**Supplied material**
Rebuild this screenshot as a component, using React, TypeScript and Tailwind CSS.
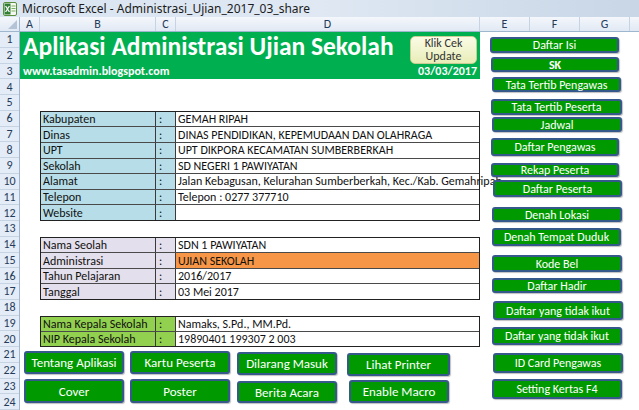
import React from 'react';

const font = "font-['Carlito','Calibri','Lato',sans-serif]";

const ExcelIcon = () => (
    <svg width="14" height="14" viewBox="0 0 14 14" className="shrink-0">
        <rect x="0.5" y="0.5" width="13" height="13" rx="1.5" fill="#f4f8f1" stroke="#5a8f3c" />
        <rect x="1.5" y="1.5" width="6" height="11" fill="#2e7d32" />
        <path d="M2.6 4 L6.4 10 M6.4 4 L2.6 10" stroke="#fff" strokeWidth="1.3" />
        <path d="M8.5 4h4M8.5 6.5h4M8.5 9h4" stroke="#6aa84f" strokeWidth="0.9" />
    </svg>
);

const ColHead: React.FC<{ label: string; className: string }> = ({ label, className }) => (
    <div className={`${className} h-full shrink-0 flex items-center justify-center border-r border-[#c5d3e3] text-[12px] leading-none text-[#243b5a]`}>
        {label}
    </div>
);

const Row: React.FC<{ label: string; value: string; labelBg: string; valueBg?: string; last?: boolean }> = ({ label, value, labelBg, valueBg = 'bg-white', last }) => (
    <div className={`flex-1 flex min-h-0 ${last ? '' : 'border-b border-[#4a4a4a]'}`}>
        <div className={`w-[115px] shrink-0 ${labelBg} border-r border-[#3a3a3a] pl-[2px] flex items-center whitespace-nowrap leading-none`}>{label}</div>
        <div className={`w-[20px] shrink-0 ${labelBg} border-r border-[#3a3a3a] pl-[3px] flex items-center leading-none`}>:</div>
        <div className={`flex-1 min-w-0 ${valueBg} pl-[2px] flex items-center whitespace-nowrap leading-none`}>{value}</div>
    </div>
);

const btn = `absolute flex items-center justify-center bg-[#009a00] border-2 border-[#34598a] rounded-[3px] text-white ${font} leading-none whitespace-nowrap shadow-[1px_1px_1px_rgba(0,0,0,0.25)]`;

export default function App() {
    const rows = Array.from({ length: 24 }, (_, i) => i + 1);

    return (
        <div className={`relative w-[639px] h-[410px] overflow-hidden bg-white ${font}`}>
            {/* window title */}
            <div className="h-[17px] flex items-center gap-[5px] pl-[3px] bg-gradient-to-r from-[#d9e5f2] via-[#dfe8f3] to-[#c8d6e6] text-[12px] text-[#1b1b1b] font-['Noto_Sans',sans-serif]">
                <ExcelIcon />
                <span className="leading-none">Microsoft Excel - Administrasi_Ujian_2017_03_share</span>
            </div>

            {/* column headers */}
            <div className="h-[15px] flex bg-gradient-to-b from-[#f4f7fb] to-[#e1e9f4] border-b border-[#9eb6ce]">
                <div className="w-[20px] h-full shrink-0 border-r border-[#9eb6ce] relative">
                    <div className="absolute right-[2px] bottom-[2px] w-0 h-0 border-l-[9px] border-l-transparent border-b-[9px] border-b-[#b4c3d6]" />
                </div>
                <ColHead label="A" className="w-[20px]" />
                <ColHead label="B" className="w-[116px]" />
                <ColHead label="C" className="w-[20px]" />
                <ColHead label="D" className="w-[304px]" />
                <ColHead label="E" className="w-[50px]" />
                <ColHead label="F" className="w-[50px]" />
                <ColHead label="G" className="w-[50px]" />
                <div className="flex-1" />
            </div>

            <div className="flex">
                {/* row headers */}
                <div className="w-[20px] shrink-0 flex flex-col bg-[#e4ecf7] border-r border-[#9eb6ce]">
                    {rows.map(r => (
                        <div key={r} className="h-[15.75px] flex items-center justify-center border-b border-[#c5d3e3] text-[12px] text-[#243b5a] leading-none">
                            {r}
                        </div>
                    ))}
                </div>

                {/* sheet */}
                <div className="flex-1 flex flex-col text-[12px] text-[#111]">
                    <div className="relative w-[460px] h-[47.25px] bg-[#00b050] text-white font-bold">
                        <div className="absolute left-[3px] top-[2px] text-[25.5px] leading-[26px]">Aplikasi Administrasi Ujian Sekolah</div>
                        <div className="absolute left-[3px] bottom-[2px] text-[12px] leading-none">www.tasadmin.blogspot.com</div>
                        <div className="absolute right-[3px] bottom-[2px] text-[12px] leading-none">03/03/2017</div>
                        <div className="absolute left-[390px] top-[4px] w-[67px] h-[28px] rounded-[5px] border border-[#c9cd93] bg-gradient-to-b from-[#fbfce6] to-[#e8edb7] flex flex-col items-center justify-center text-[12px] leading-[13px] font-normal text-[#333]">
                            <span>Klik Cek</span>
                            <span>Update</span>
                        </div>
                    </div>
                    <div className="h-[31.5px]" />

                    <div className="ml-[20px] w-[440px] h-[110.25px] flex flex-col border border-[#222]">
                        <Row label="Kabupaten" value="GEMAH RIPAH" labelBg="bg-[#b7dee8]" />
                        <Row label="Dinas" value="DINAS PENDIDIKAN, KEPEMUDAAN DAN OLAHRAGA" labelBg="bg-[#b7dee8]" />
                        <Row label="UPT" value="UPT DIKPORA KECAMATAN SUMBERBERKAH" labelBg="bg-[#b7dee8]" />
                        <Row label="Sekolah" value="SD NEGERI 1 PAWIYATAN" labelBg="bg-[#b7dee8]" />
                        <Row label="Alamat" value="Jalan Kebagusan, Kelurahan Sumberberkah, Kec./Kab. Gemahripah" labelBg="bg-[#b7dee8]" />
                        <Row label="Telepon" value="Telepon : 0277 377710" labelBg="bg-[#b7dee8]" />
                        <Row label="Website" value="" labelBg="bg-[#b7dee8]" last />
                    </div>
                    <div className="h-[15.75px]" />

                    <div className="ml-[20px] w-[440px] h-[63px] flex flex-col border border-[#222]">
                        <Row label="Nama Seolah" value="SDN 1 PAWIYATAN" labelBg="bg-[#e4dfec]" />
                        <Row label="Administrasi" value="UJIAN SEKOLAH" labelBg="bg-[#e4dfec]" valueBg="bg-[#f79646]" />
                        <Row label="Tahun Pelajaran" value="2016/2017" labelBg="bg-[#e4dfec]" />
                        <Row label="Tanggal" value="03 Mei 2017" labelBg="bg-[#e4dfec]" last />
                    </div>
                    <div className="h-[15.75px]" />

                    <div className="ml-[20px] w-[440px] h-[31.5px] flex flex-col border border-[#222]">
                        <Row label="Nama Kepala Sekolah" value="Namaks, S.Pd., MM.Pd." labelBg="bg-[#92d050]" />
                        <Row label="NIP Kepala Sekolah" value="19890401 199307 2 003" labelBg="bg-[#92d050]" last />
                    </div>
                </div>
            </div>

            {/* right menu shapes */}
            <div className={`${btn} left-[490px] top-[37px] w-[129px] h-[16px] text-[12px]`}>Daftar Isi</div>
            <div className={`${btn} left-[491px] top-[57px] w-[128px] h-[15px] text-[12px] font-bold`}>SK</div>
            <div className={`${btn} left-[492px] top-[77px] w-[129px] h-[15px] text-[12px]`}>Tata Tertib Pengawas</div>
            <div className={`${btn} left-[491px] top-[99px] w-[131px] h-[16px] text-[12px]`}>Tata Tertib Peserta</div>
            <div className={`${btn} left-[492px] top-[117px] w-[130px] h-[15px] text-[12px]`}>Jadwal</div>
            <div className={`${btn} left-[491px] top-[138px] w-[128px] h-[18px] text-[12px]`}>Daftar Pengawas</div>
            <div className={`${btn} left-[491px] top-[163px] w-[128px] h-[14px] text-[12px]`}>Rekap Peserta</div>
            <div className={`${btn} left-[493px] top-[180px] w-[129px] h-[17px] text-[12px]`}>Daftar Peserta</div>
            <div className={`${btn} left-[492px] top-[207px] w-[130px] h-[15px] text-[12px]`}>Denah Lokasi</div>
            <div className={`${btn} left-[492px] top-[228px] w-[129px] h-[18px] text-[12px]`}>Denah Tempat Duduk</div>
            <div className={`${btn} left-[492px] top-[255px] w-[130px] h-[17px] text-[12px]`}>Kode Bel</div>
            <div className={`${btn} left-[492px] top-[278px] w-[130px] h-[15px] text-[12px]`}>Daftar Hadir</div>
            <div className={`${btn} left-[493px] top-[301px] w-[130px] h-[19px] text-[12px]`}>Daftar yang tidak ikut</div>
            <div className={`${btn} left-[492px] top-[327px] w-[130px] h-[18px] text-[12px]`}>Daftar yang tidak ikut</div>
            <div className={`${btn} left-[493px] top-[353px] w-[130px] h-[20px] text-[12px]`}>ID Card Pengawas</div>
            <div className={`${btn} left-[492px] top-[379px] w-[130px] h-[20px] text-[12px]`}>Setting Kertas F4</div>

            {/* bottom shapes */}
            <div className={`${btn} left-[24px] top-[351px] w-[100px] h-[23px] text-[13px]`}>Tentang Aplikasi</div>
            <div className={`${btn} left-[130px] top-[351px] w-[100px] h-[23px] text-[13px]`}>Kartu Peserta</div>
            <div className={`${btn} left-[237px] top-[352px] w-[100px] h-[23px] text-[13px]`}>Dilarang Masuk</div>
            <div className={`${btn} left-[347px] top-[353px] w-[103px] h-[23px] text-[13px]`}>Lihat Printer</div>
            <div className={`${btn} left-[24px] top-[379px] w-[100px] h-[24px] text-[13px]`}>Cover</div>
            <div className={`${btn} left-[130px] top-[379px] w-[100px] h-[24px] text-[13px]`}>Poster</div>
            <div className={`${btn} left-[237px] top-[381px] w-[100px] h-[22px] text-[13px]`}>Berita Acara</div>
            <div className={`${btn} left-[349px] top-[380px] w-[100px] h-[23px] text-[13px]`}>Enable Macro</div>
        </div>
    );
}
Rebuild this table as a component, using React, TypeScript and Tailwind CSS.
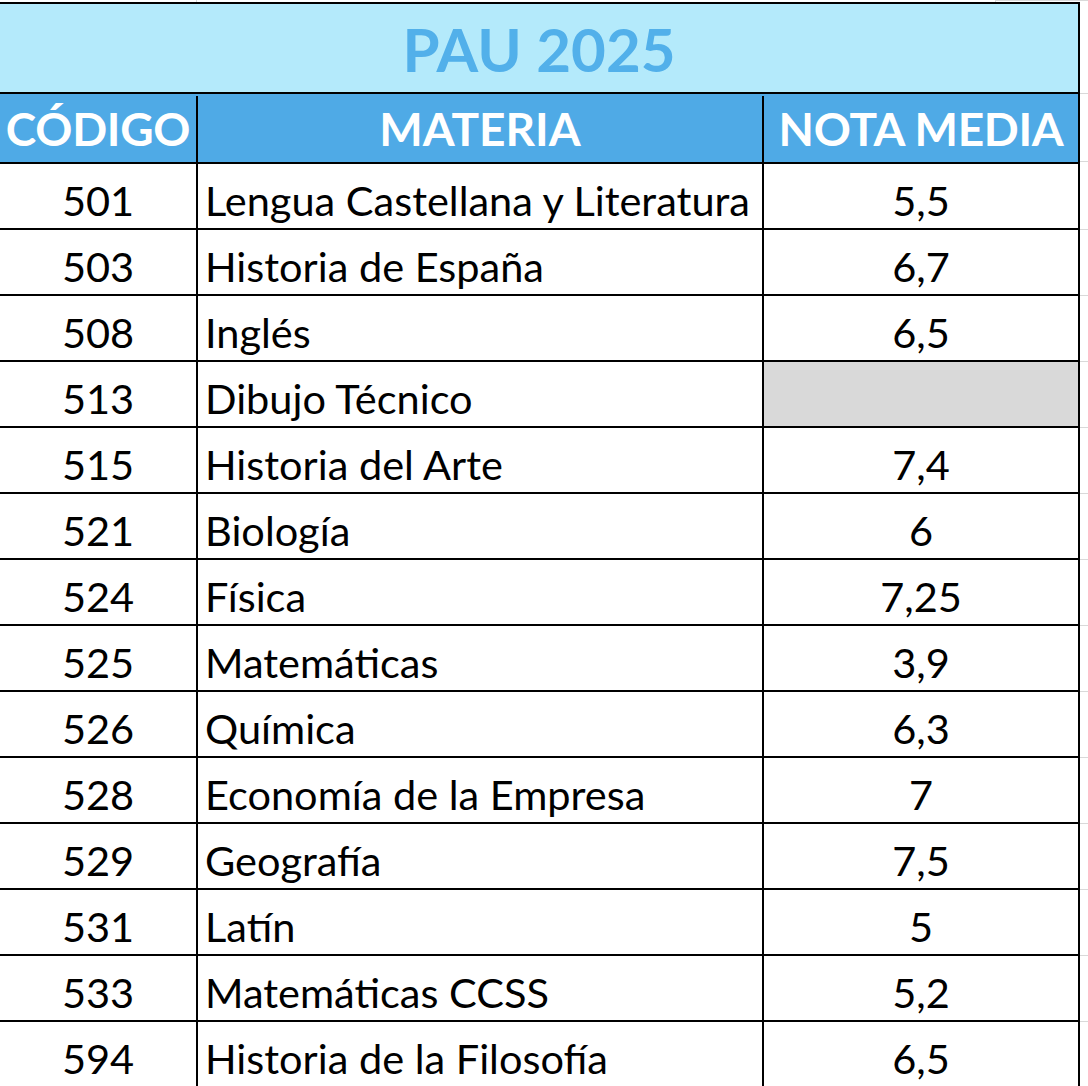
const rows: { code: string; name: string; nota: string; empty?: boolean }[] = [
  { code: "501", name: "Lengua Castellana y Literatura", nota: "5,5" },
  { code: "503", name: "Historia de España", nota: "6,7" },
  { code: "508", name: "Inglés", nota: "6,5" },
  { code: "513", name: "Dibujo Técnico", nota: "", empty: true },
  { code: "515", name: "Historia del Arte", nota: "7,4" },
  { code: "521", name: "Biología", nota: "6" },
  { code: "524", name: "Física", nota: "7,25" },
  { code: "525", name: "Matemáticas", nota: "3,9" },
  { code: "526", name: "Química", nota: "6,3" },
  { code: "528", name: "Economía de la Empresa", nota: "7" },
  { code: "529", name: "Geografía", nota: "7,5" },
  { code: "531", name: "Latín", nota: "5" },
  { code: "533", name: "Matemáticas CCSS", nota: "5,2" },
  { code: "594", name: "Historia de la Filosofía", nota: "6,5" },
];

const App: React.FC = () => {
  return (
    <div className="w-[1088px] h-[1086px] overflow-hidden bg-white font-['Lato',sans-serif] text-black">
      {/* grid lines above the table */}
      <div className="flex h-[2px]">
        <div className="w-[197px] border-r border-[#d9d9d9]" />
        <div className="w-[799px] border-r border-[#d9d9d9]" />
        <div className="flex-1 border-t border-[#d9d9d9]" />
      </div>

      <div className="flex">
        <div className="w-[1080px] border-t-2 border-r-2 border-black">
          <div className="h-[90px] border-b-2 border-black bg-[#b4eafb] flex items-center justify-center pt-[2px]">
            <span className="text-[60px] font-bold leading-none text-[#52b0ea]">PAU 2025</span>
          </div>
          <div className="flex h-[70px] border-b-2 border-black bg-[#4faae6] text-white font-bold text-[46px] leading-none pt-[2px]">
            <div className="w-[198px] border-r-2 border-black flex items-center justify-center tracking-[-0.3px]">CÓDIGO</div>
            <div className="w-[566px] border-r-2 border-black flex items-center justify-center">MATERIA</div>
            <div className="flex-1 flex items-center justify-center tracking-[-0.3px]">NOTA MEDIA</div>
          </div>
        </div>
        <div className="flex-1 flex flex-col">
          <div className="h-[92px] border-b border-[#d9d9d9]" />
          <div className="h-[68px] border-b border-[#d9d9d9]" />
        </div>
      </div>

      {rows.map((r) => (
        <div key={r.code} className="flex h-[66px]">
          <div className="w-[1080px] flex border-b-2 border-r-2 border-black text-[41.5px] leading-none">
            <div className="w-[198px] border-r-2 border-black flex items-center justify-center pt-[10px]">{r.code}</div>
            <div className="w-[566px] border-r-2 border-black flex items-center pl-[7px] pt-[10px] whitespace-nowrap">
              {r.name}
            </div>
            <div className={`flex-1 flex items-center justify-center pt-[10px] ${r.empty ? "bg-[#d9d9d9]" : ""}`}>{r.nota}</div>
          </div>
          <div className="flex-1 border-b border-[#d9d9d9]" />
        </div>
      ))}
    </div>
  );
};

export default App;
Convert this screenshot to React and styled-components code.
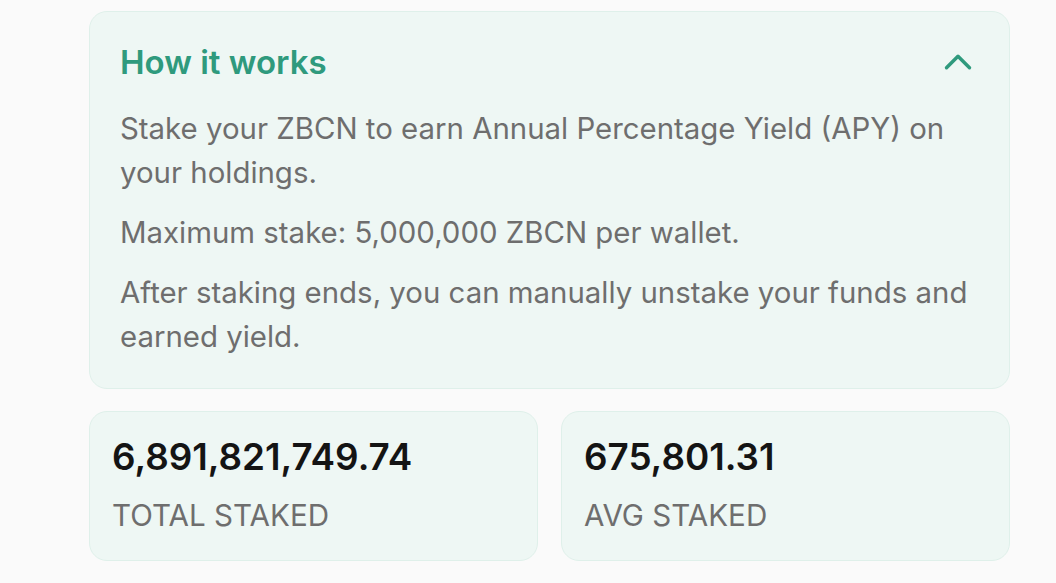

**Problem to work on**
Find all lines where the word "table" appears. Copy them.

**Task answer**
Rebuild this table as a component, using React, TypeScript and Tailwind CSS.
      {/* grid lines above the table */}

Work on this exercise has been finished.